My Itinerary:



Semi-soft Cheeses

Cheese overview and Paso Robles wine pairing recommendations courtesy of Zina Miakinkova-Engel of Le Vigne Winery.

Pecorino Pepperoncino Sheep - Rome, Italy


This creamy, semi-soft sheep’s milk cheese from the countryside of Rome has crushed red pepper added to it. The taste on first bite is sweet and mellow, but the chili hits on the finish. As a cheese on its own, the bright grapefruit of Paso Robles Sauvignon Blanc strikes the perfect balance between the creaminess of the cheese and spiciness of the red pepper. This cheese is easy to use in many Italian or other dishes. As a flavor component to a dish, it works beautifully with Italian varietals such as Barbera or Sangiovese from Paso Robles.
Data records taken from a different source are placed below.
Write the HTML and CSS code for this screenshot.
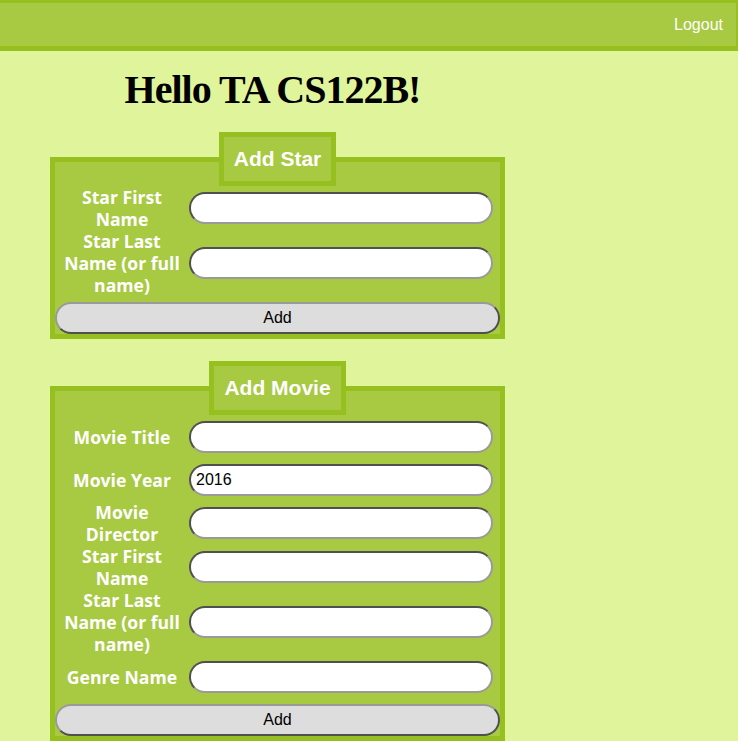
FILE: index.html
```html
<!DOCTYPE html>
<html>
<head>
<meta charset="utf-8">
<title>Dashboard</title>
<link rel="stylesheet" href="styles.css">
</head>
<body>
<header class="topbar">
  <a class="logout" href="#">Logout</a>
</header>
<main class="content">
  <h1 class="greeting">Hello TA CS122B!</h1>

  <form class="panel">
    <fieldset class="box">
      <legend class="box-title">Add Star</legend>
      <div class="row">
        <label class="field-label">Star First<br>Name</label>
        <input class="field-input" type="text">
      </div>
      <div class="row">
        <label class="field-label">Star Last<br>Name (or full<br>name)</label>
        <input class="field-input" type="text">
      </div>
      <button class="submit" type="button">Add</button>
    </fieldset>
  </form>

  <form class="panel">
    <fieldset class="box">
      <legend class="box-title">Add Movie</legend>
      <div class="row">
        <label class="field-label">Movie Title</label>
        <input class="field-input" type="text">
      </div>
      <div class="row">
        <label class="field-label">Movie Year</label>
        <input class="field-input" type="text" value="2016">
      </div>
      <div class="row">
        <label class="field-label">Movie<br>Director</label>
        <input class="field-input" type="text">
      </div>
      <div class="row">
        <label class="field-label">Star First<br>Name</label>
        <input class="field-input" type="text">
      </div>
      <div class="row">
        <label class="field-label">Star Last<br>Name (or full<br>name)</label>
        <input class="field-input" type="text">
      </div>
      <div class="row">
        <label class="field-label">Genre Name</label>
        <input class="field-input" type="text">
      </div>
      <button class="submit" type="button">Add</button>
    </fieldset>
  </form>
</main>
</body>
</html>
```

FILE: styles.css
```css
html, body {
  margin: 0;
  padding: 0;
  background: #e0f59b;
}

body {
  font-family: "Liberation Sans", Arial, sans-serif;
}

.topbar {
  display: flex;
  align-items: center;
  justify-content: flex-end;
  height: 43px;
  background: #a8c942;
  border-top: 3px solid #96bf20;
  border-bottom: 5px solid #96bf20;
  border-right: 2px solid #96bf20;
  padding-right: 13px;
}

.logout {
  color: #ffffff;
  text-decoration: none;
  font-size: 16px;
}

.content {
  width: 529px;
  margin-left: 8px;
}

.greeting {
  margin: 16px 0 19px;
  text-align: center;
  font-family: "Liberation Serif", "Times New Roman", serif;
  font-weight: bold;
  font-size: 40px;
  line-height: 46px;
  letter-spacing: -1px;
  color: #000;
}

.panel {
  margin: 0 0 22px 42px;
  width: 455px;
}

.box {
  margin: 0;
  padding: 0;
  min-width: 0;
  background: #a8c942;
  border: 5px solid #96bf20;
}

.box-title {
  margin: 0 auto;
  padding: 10px 10px;
  background: #a8c942;
  border: 5px solid #96bf20;
  color: #ffffff;
  font-weight: bold;
  font-size: 21px;
  line-height: 24px;
}

.row {
  display: flex;
  align-items: center;
  min-height: 43px;
}

.field-label {
  width: 134px;
  flex: none;
  text-align: center;
  color: #ffffff;
  font-family: "Open Sans", "DejaVu Sans", sans-serif;
  font-weight: 700;
  font-size: 17.6px;
  line-height: 22px;
  white-space: nowrap;
}

.field-input {
  box-sizing: border-box;
  width: 304px;
  height: 32px;
  margin: 0;
  padding: 0 5px;
  border: 2px solid;
  border-color: #505050 #9a9a9a #9a9a9a #505050;
  border-radius: 16px;
  background: #ffffff;
  font-family: "Liberation Sans", Arial, sans-serif;
  font-size: 16px;
  color: #000;
  outline: none;
}

.submit {
  display: block;
  box-sizing: border-box;
  width: 100%;
  height: 32px;
  margin: 6px 0 0;
  padding: 0;
  border: 2px solid;
  border-color: #9a9a9a #505050 #505050 #9a9a9a;
  border-radius: 16px;
  background: #dddddd;
  font-family: "Liberation Sans", Arial, sans-serif;
  font-size: 16px;
  color: #000;
}
```
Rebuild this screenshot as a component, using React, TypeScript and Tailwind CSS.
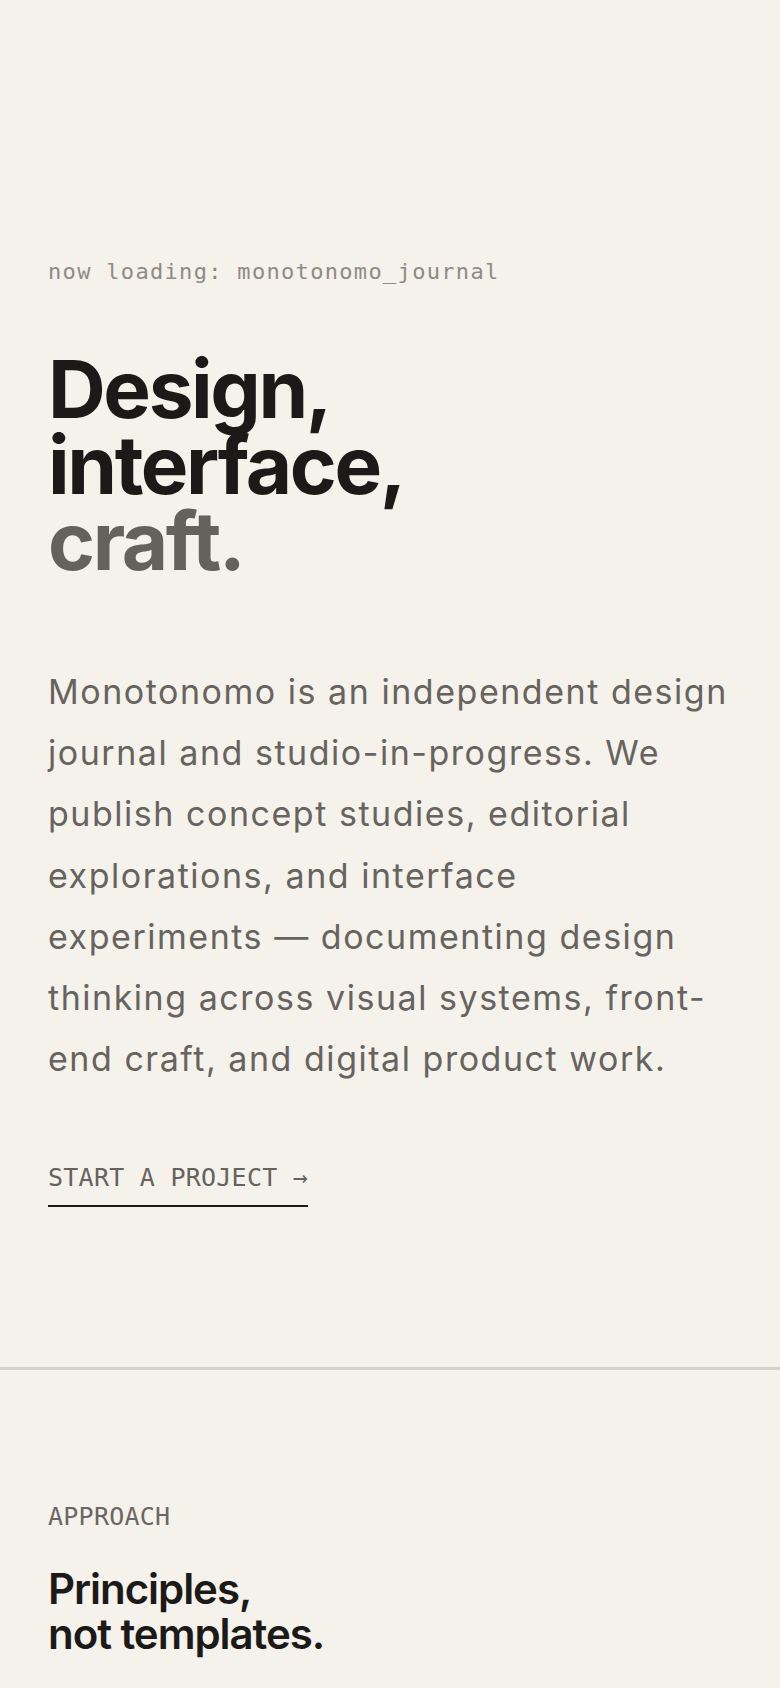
export default function App() {
  const mono = { fontFamily: '"DejaVu Sans Mono", "Liberation Mono", monospace' };
  const sans = { fontFamily: 'Inter, "Noto Sans", "Liberation Sans", sans-serif' };

  return (
    <div className="min-h-[1688px] w-full bg-[#f5f2ec] text-[#1b1a18]" style={sans}>
      {/* Hero */}
      <section className="px-12 pt-[255px] pb-[160px]">
        <p className="text-[22px] leading-[33px] tracking-[0.06em] text-[#8e8a85]" style={mono}>
          now loading: monotonomo_journal
        </p>

        <h1 className="mt-[63px] text-[80px] font-bold leading-[76px] tracking-[-0.03em] text-[#1b1a18]">
          Design,
          <br />
          interface,
          <br />
          <span className="text-[#65615c]">craft.</span>
        </h1>

        <p className="mt-[82px] text-[34px] leading-[1.8] tracking-[0.045em] text-[#67635e]">
          Monotonomo is an independent design
          <br />
          journal and studio-in-progress. We
          <br />
          publish concept studies, editorial
          <br />
          explorations, and interface
          <br />
          experiments — documenting design
          <br />
          thinking across visual systems, front-
          <br />
          end craft, and digital product work.
        </p>

        <a
          href="#"
          className="mt-[74px] inline-block border-b-2 border-[#1b1a18] pb-[12px] text-[25px] leading-[30px] tracking-[0.01em] text-[#66625d] uppercase"
          style={mono}
        >
          Start a project →
        </a>
      </section>

      {/* Approach */}
      <section className="border-t-[3px] border-[#d3d0c9] px-12 pt-[132px] pb-24">
        <p className="text-[25px] leading-[30px] tracking-[0.01em] text-[#6b6661] uppercase" style={mono}>
          Approach
        </p>
        <h2 className="mt-[34px] text-[42px] font-semibold leading-[45px] tracking-[-0.025em] text-[#1b1a18]">
          Principles,
          <br />
          not templates.
        </h2>
      </section>
    </div>
  );
}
Wine Pairings: Sauvignon Blanc, Barbera or Sangiovese from Paso Robles

Drunken Goat

Goat - Murcia, Spain


Spanish cheesemakers from Murcia invented this cheese in 1986 in an attempt to create a distinct regional cheese. The cheesemakers took a traditional local goat cheese and bathed it in the local Doble Pasta red wine for three days. It has been a huge success both commercially and gastronomically and has brought attention and capital to the region. Aged for roughly 75 days, this semi-soft, raw milk cheese has a sweet, smooth flavor. Drunken Goat® is made with the finest milk from the region. The rind is an attractive violet color which contrasts beautifully with the white from the pate of the cheese.  The goatiness of the cheese is balanced wonderfully by the bright citrus from Chardonnays from Paso Robles, whether they are oak-aged or not.

Wine Pairings: Chardonnay from Paso Robles


Etorki Sheep - Pays Basque, France


This fantastic French sheep’s milk cheese hails from the Pyrénées area of the Basque region. Etorki, translates to “origin” from Basque language. The milk used to make this cheese is sourced from local black or red-faced Manech. It takes six gallons of milk to produce one wheel of Etorki. Cheese making in this region has remained nearly unchanged for the last 4,000 years. It requires the cheese to be pulp pressed, but not cooked and slowly matured for a period of three to six months. The smooth, supple and velvety interior is a consistent white with occasional holes. It has a sweet, earthy aroma with caramel flavors released. It is the perfect match for the Basque varietal Tannat, which is a newer, up-and-coming varietal to the Paso Robles region.

Wine Pairings: Tannat from Paso Robles

Big Rock Blue

Cow - California, United States


This hand-crafted artisan cheese is made from organic cow milk in Paso Robles, CA. Big Rock Blue has an ivory colored paste laced with brilliant teal veining. With a light pressing, the cheese maintains a curdy texture reminiscent of fudge, making it ideal for towering on a cheese plate or as a crumbly addition to your favorite salad. The Big Rock Blue is mild and approachable yet brimming with hints of fresh butter and salty bacon. It is an ideal selection for Paso Robles’ Port-style wines.